CRA Crackdown in 2026: Increased Audits and What Triggers Them

By Dellendo Farquharson
Published: April 20, 2026

Canada’s tax environment in 2026 is marked by a clear shift: stronger enforcement, smarter data systems, and more targeted audits by the Canada Revenue Agency (CRA). For individuals, self-employed professionals, and business owners, this means one thing—compliance is under a sharper spotlight than ever before.

With the CRA expanding its use of artificial intelligence, data matching, and international information sharing, taxpayers can no longer assume that inconsistencies will go unnoticed. At BOMCAS Canada Accounting and Tax Services, we are seeing a noticeable increase in audit activity, review letters, and requests for supporting documentation across Canada.

CRA Crackdown in 2026
CRA Crackdown in 2026

Why CRA Audits Are Increasing in 2026

The CRA continues to invest heavily in digital tools that allow it to analyze large volumes of taxpayer data quickly and accurately. This includes cross-referencing income reported on tax returns with third-party data such as T-slips, financial institutions, online platforms, and international tax reporting systems.

As a result, audits are becoming more targeted rather than random. The CRA is focusing on areas where discrepancies, underreporting, or aggressive claims are more likely. This approach allows the agency to increase audit efficiency while expanding its reach across both individuals and businesses.

Top CRA Audit Triggers in 2026

Understanding what triggers an audit is one of the most effective ways to reduce your risk. While no system is perfect, certain patterns consistently draw CRA attention.

1. Unreported or Underreported Income

One of the most common triggers is failing to report all sources of income. This includes freelance income, side business earnings, rental income, cryptocurrency gains, and foreign income. The CRA’s systems are increasingly effective at identifying mismatches between reported income and third-party data.

2. Excessive or Unusual Expense Claims

Large or inconsistent deductions—especially when compared to industry averages—can raise red flags. This is particularly common with self-employed individuals claiming home office expenses, vehicle costs, and meals.

3. Repeated Business Losses

Reporting business losses year after year may lead the CRA to question whether the activity qualifies as a legitimate business or a hobby.

4. GST/HST Reporting Issues

Businesses that report inconsistent sales, late filings, or irregular GST/HST remittances are more likely to be reviewed.

5. Large Changes Between Years

Significant fluctuations in income, deductions, or credits from one year to the next can trigger a closer look.

Digital Tracking and AI Are Changing the Game

The CRA’s use of artificial intelligence is transforming how audits are selected and conducted. Instead of relying on manual review, the CRA now uses algorithms to identify patterns, anomalies, and risk indicators across millions of tax returns.

This means even small inconsistencies can be flagged automatically. For example, if your reported income does not align with industry norms or your expense ratios are unusually high, your return may be selected for review.

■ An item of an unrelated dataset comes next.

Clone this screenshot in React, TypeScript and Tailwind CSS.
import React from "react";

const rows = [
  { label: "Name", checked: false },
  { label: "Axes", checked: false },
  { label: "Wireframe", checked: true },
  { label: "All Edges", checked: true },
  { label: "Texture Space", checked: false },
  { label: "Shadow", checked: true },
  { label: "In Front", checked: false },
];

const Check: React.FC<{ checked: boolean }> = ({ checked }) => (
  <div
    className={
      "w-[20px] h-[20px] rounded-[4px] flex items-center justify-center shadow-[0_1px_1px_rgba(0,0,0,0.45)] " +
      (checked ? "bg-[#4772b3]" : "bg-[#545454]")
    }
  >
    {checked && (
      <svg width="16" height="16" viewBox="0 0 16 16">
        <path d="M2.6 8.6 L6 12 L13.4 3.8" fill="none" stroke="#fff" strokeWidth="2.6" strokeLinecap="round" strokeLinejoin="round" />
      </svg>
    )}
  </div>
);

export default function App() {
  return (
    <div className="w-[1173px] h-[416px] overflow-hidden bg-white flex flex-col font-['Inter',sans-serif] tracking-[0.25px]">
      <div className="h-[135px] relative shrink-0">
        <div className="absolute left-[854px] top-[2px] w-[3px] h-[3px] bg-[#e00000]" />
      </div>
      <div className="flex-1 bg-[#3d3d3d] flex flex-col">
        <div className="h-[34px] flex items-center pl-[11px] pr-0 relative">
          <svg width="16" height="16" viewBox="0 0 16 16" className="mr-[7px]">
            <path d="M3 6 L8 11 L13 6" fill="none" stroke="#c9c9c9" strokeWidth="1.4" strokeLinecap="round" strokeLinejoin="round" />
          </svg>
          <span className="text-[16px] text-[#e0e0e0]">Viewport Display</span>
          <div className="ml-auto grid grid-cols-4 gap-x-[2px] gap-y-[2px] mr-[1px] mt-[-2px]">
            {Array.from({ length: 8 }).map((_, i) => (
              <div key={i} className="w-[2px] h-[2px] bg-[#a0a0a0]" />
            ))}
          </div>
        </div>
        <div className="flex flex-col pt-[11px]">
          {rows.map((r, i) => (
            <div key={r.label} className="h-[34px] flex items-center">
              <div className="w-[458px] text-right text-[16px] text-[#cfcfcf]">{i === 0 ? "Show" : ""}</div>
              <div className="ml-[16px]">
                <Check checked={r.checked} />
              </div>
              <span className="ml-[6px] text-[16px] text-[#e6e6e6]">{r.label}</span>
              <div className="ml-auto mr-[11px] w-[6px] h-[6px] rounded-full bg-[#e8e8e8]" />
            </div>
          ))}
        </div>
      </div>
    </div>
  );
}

What Happens If You Are Audited

An audit does not always mean wrongdoing, but it does require immediate attention. The CRA may request documentation such as receipts, invoices, bank statements, contracts, and supporting schedules.

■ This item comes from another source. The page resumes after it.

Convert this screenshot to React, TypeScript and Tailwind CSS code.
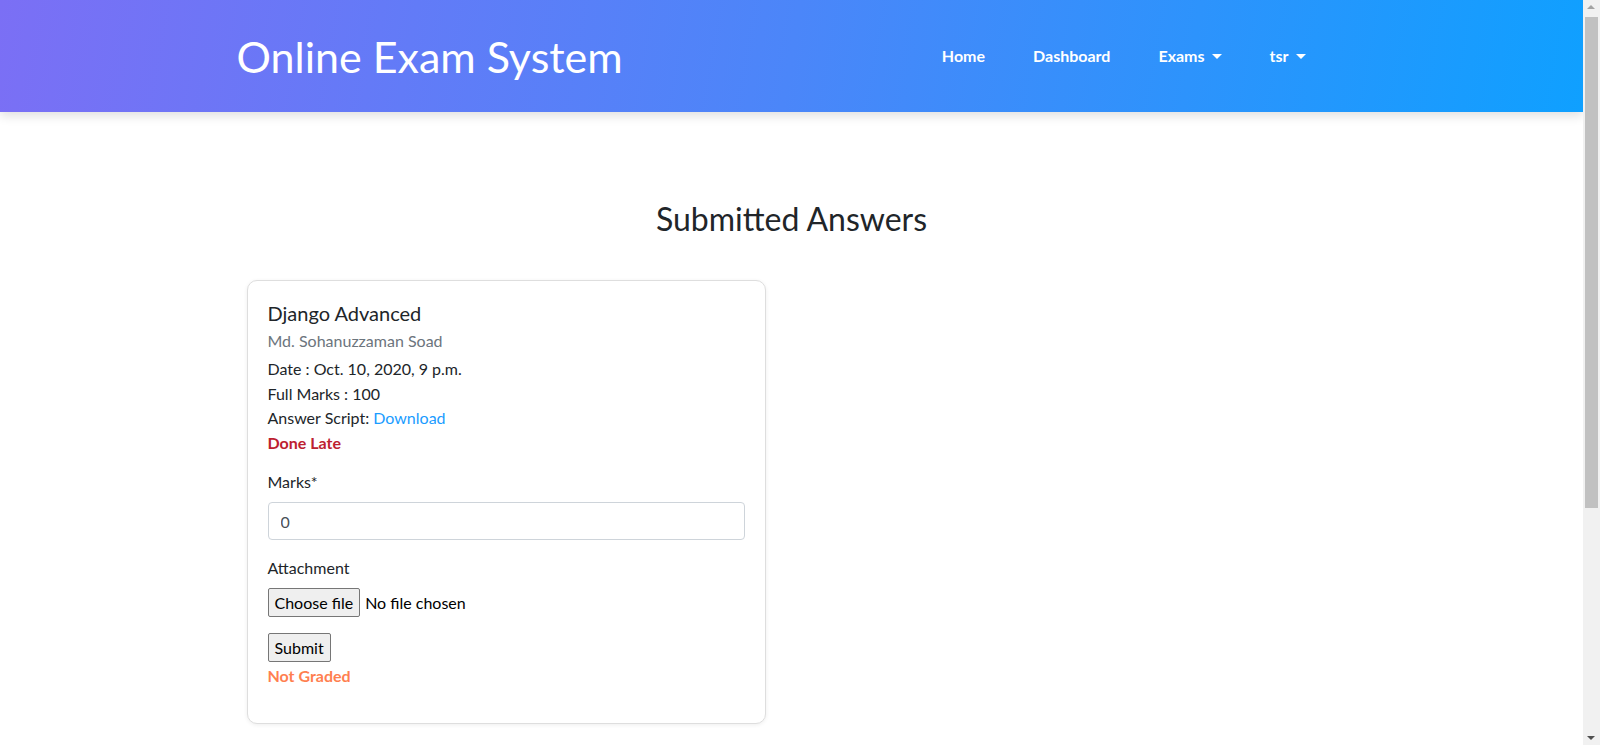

Failure to respond properly can lead to reassessments, penalties, and interest charges. In more serious cases, the CRA may expand the audit to additional years or related entities.

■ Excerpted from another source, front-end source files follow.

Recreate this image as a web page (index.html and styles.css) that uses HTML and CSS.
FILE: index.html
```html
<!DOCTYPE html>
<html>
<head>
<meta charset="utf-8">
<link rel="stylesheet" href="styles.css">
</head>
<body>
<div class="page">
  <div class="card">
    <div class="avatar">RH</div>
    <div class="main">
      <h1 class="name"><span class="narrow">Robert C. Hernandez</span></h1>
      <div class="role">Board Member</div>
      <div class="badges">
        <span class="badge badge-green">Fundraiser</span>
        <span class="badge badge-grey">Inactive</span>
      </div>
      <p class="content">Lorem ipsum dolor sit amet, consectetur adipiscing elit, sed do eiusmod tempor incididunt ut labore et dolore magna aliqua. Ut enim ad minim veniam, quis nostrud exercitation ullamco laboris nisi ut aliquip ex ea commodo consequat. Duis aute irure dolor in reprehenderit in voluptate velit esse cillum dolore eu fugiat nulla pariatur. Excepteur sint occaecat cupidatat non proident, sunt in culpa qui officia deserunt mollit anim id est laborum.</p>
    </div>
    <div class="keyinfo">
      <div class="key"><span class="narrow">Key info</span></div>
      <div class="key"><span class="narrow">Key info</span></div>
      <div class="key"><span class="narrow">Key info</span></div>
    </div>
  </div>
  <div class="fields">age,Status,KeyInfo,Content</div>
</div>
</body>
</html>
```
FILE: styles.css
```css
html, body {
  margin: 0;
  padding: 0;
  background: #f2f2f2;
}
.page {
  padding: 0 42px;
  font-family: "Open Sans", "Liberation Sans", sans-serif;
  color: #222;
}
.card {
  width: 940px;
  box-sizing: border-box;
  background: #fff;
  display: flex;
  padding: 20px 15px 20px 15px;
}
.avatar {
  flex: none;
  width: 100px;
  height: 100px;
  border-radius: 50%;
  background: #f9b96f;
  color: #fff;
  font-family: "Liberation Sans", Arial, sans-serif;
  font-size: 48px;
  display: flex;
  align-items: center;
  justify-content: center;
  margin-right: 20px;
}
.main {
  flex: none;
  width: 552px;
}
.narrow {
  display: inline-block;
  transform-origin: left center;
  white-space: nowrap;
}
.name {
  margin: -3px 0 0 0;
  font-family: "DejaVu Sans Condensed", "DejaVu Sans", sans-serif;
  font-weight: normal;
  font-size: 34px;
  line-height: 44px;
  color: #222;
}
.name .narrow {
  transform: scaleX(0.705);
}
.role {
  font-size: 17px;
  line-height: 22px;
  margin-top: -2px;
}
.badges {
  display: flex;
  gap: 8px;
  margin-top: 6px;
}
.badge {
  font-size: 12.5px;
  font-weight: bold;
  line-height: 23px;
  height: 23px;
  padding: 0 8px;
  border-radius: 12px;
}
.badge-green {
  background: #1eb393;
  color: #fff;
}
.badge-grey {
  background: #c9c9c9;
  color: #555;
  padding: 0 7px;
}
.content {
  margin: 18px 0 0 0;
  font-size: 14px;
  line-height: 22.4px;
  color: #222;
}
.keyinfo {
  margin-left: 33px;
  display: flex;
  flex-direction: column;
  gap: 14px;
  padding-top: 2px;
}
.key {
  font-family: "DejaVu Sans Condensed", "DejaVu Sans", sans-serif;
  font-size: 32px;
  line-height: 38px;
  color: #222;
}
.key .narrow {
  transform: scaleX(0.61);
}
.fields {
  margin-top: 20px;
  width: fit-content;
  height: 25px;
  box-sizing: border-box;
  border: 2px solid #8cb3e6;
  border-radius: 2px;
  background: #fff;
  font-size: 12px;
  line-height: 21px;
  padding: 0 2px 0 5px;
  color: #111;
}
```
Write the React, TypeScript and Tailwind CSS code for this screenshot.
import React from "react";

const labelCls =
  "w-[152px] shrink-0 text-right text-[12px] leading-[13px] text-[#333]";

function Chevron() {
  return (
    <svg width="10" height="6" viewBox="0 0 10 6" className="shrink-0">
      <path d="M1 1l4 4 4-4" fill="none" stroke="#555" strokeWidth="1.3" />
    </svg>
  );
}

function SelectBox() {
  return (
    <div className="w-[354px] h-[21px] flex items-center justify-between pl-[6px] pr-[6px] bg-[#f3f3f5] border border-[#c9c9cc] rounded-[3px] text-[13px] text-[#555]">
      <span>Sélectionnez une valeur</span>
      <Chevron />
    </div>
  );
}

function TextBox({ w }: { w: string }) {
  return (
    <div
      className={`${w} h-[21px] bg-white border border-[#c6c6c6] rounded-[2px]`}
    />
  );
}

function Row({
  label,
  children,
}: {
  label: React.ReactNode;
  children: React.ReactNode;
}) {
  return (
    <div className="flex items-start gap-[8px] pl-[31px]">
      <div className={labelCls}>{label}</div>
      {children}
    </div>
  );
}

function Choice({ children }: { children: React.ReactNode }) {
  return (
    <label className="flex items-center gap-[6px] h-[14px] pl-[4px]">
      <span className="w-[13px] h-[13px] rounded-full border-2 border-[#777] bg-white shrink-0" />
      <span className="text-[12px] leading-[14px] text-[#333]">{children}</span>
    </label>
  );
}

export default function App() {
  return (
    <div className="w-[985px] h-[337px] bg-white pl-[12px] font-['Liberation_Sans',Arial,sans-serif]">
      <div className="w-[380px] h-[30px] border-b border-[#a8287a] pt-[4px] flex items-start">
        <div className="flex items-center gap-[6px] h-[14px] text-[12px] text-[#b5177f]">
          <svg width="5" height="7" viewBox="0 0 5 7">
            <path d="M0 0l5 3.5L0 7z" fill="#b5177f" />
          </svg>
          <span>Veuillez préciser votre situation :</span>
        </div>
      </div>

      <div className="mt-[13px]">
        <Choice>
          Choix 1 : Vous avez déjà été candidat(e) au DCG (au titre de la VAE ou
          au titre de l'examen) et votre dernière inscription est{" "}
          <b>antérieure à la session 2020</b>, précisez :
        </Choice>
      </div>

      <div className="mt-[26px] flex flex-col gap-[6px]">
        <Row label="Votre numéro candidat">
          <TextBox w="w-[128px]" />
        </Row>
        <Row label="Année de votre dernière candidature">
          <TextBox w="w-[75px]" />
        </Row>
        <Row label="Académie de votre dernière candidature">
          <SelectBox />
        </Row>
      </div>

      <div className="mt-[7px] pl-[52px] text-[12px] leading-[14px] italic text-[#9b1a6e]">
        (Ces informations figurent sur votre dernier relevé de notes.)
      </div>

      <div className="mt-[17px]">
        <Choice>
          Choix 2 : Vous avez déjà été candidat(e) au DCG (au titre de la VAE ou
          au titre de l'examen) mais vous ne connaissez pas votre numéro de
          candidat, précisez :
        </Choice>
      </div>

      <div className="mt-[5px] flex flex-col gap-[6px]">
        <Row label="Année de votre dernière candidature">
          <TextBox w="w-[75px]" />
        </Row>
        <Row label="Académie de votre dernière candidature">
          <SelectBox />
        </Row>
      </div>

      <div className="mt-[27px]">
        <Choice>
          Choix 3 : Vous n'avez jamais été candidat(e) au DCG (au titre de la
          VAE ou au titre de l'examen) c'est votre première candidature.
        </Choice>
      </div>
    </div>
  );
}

If you receive a CRA audit letter, it is critical to respond professionally and accurately. Many taxpayers benefit from professional representation to ensure their rights are protected and responses are handled correctly.

How to Reduce Your Audit Risk in 2026

While audits cannot always be avoided, there are clear steps you can take to minimize your risk:

  • Report all sources of income accurately
  • Keep detailed and organized records
  • Ensure deductions are reasonable and well-supported
  • File returns on time and pay balances promptly
  • Work with experienced professionals for tax planning and filing

Taxpayers who stay organized and proactive are far less likely to encounter serious issues with the CRA.

What to Do If You Have Unfiled or Incorrect Returns

If you are behind on your taxes or believe past returns may contain errors, it is important to act before the CRA contacts you. The longer issues remain unresolved, the greater the risk of penalties and enforcement action.

Options may include correcting prior returns or applying through the Voluntary Disclosures Program (VDP). Professional guidance is essential in these situations to ensure the best possible outcome. For help getting back on track, visit late tax filing and penalty guidance.

How BOMCAS Canada Can Help

BOMCAS Canada Accounting and Tax Services provides expert support for individuals and businesses dealing with CRA audits, compliance reviews, and tax disputes. Our team helps clients prepare accurate responses, organize documentation, and navigate CRA processes with confidence.

We also offer proactive services including tax preparationincome tax filing, and full-service accounting and tax support to reduce audit risk before issues arise.

Final Thoughts

The CRA’s increased audit activity in 2026 is a clear signal that compliance matters more than ever. With advanced technology and stronger enforcement tools, the margin for error is shrinking.

For Canadians, the best strategy is simple: stay organized, report accurately, and seek professional advice when needed. In today’s environment, proactive tax management is not just a best practice—it is essential.